Q: On the blockchain side with land registries, where is the legal enforceability? We need courts to enforce these contracts.

Maloney replied: “There’s a mantra that the code is law. We know that the code is not law. If someone can subvert what is programmed in a contract or can get your keys, we don’t want them walking off with $75 million, like what happened a few months ago.

“The hope is that a case will come along where it’s challenged. Hopefully it’s one where everything has been maintained properly on the digital side and the court is educated on the technological underpinnings.”

Q: A lot of cryptographic services were available before blockchain with PKI [public key infrastructure]. We’re trying to figure out where the added value is of the blockchain approach. PKI doesn’t have the ledger or smart contract aspect. But in terms of the fundamentals of the blockchain, that’s all there in PKI, and it underpins a lot of commerce today. How is this really any different?”
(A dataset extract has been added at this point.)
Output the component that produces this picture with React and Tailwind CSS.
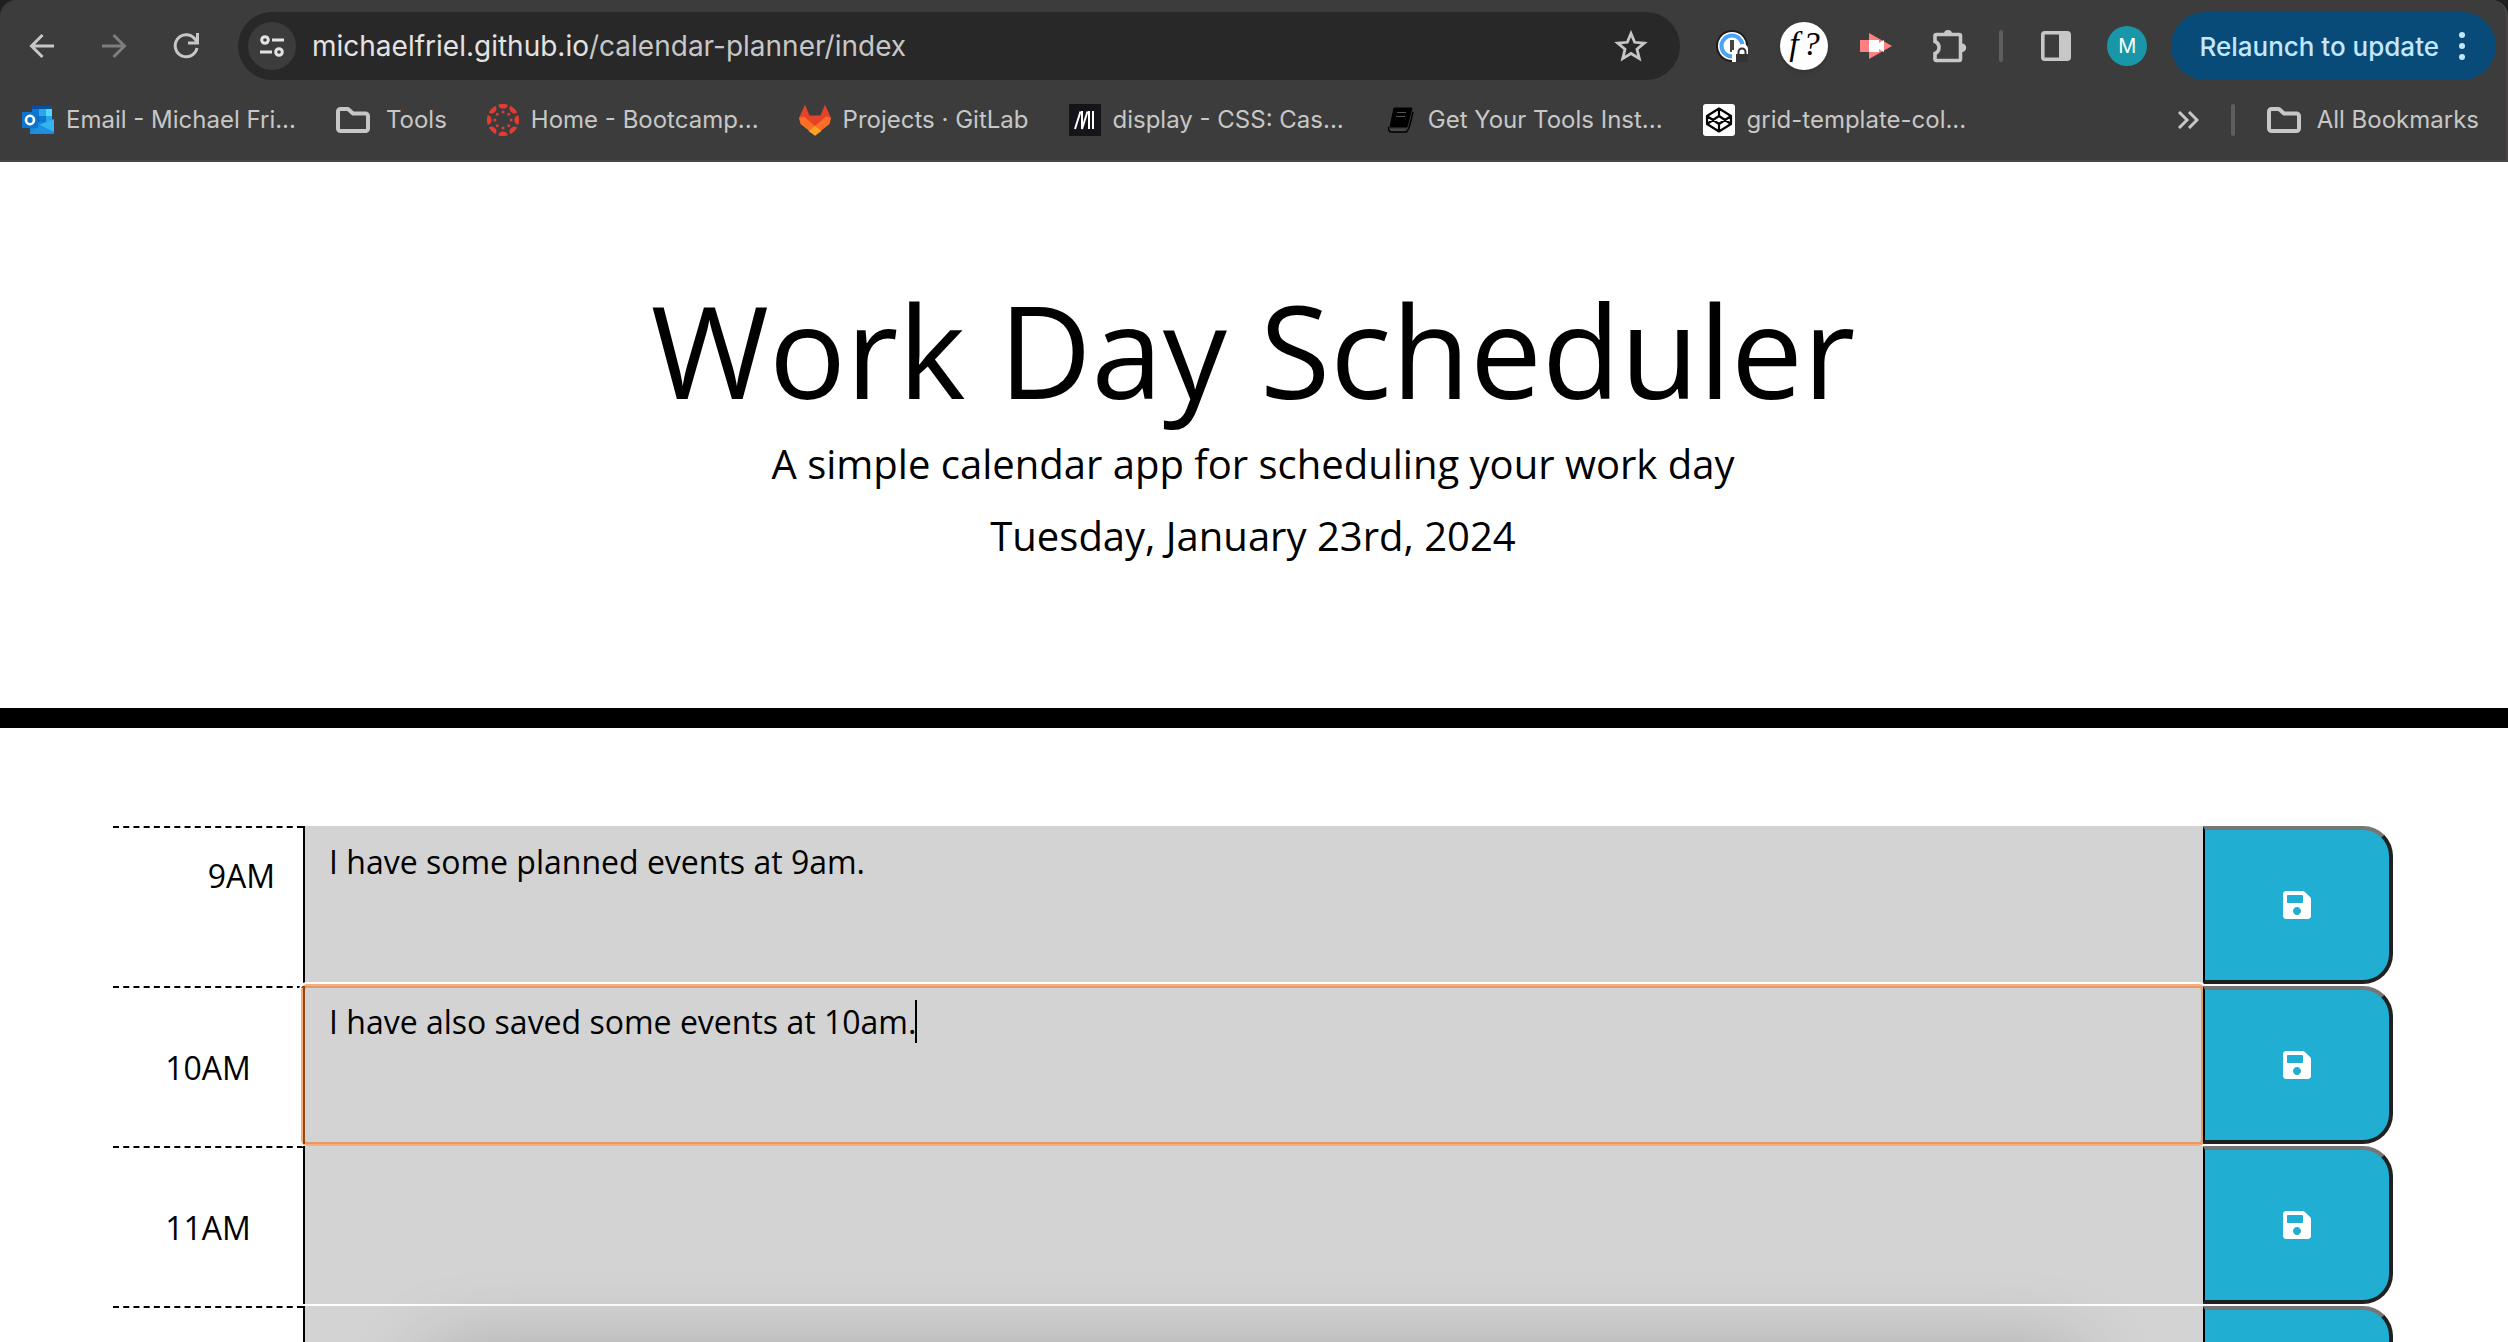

Maloney replied: “Blockchain is a mix of technology from the 50s, 60s, 70s, and 90s. On the key aspect, this is like looking at the original Model T and comparing it to a souped-up sports car available today. You can break an RSA token with about $100 in power on a personal computer. The elliptic curves that we’re using would require you to boil the oceans of the Earth ten times over to break that key. We’ve brought to bear the next level of quantum-safe keys and have created security on steroids.”

He continued: “There are existing trust anchors. Those are centralized. Any time you go to a website and it’s HTTPS, like your bank or Gmail, you’re getting a certificate, but it’s coming from one source. We’re getting rid of that centralized authority, which can be subverted. You don’t know if there’s been an interdiction on your technology.

“With public record, rather than having to trust someone, I can ask everyone else to perform the same calculation and use that to create a form of trust. There is room for centralized authorities on blockchain, but we can deliver that faster at a lower cost with a decentralized approach. So we are recreating that wheel, but it’s a better wheel.”